Riffling and Splitting the Deck at the Sides in the Las Vegas Variation

Figure 20

Riffling and Splitting the Deck at the Sides in the Las Vegas Variation

With the Las Vegas variation, the cards are completely shielded by the fingers of both hands while being stacked as the deck lies flat on the table (see Figure 21). After interlacing, the split deck portions are then pushed together and squared with the palms of both hands. Because the cards are shielded, the riffling process can be slowed not only for greater accuracy while culling and stacking but for greater ease while memorizing the value and sequence of everyone's hole cards.

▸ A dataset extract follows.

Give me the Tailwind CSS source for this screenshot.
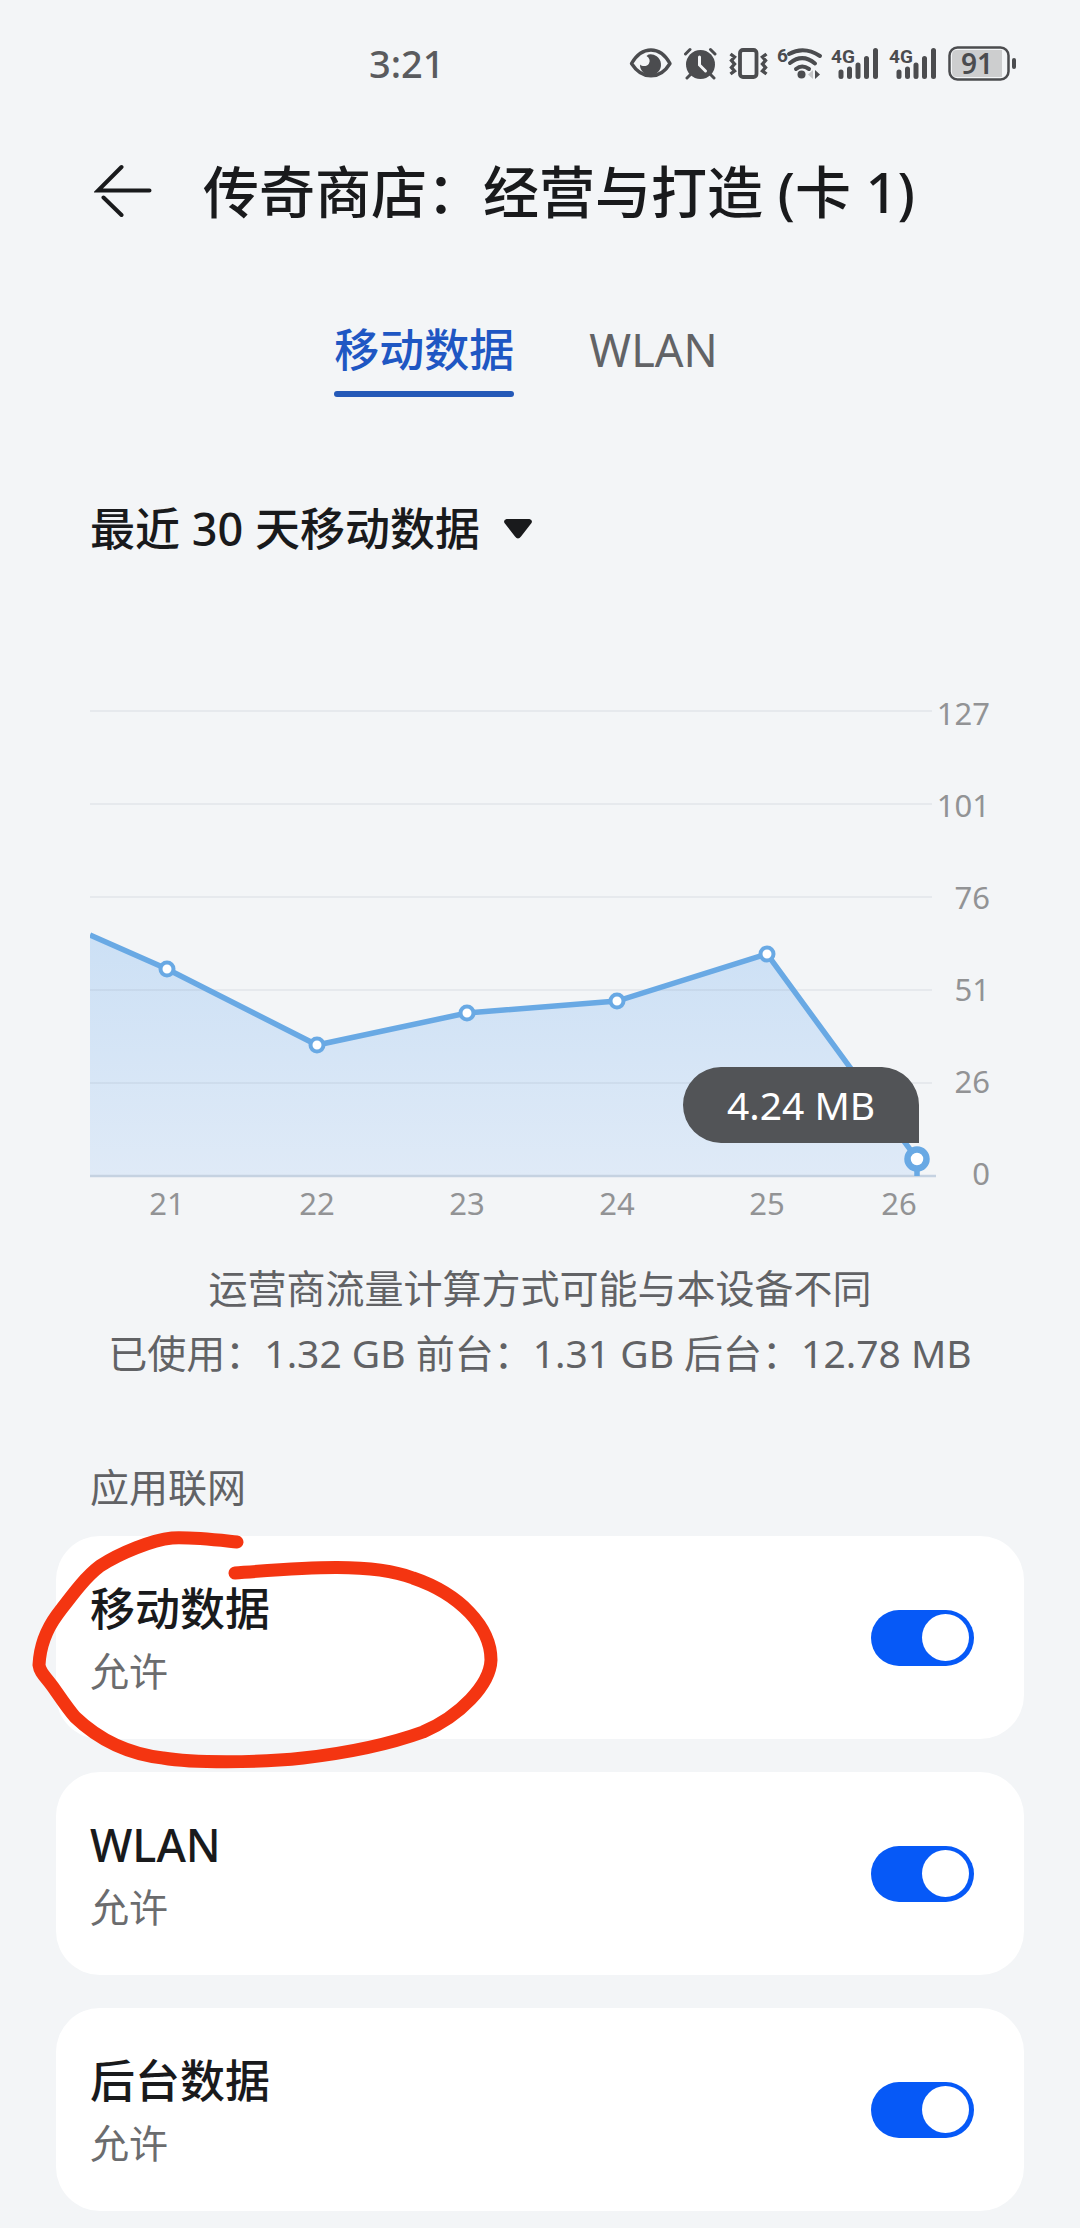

Figure 21 Shielding the Deck from Opponents with the Las Vegas Variation

The Las Vegas variation works especially well for false riffling. Because of the shield created by the hands and fingers, you can easily keep two-thirds of the deck intact without suspicion. Experiment for awhile with this variation to see if you prefer it to the regular riffle stack and false riffle. Switching over to the Las Vegas variation requires several hours of practice, but the technique will look smoother and offers more flexibility and control over the deck.

The advantage of the Las Vegas variation ironically produces its only disadvantage: ostensibly the cards are shielded to keep them from flashing -- that is why dealers in casinos commonly use this variation. In naive company, however, or in neighborhood games, the Las Vegas variation may appear too expert or professional, and the shielding may appear to be done for questionable purposes. (Which it is!)

Against such opponents, the regular false riffle and riffle stack may be preferable because their maneuvers appear more amateurish, open, and natural.